Suppliers have long been proponents of a trust. “It is long overdue and our company has been a strong supporter of bringing a PACA system to Canada,” Driediger says. “The produce industry is unique and requires a system that recognizes the perishability aspect of our products and the need to be able to secure proceeds from customers who are unwilling or unable to pay.”
Lemaire concurs. “The fundamental structure of the DRC is based on the trading rules and guidelines established under PACA in the United States,” he explains. “This alignment was essential for reciprocity between Canada and the United States and extremely necessary to ensure a harmonized approach to trade in the North American marketplace. The final piece to the puzzle—to bring a more fulsome financial protection system together—includes a PACA-like trust in Canada.”
Providing continued technical assistance on the deemed trust is a key initiative of the DRC going forward, along with expanding its educational services, and adding to its non-Canadian membership. It also hopes to bring in more transportation companies as members (which were outside its original mission), and prepare for the probable transition of CFIA licensees to DRC membership under the Safe Food for Canadians Act.

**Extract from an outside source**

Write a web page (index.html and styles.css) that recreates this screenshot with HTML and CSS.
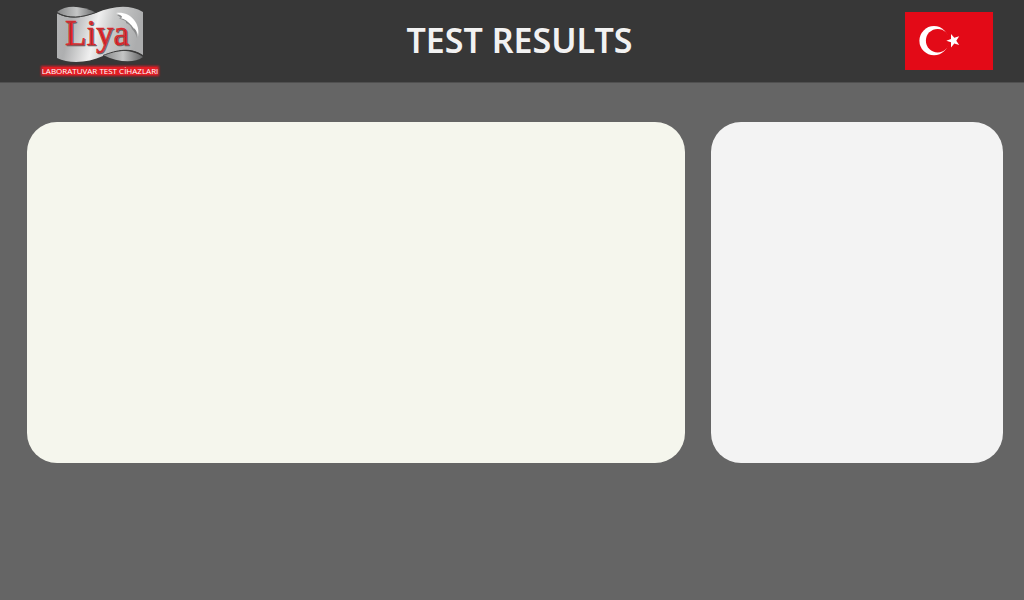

Meanwhile, it will continue to fulfill its core dispute resolution services, which have reduced financial volatility for Canadian and non-Canadian produce companies alike. “Since becoming a member of the DRC, we have not had any disputes to resolve, which is actually a good thing,” shares Tom Kioussis, vice president of sales and marketing and category director for vegetables at Gambles Ontario Produce. “The DRC’s presence alone has made shippers and receivers more aware of, and accountable for, practices on both sides.”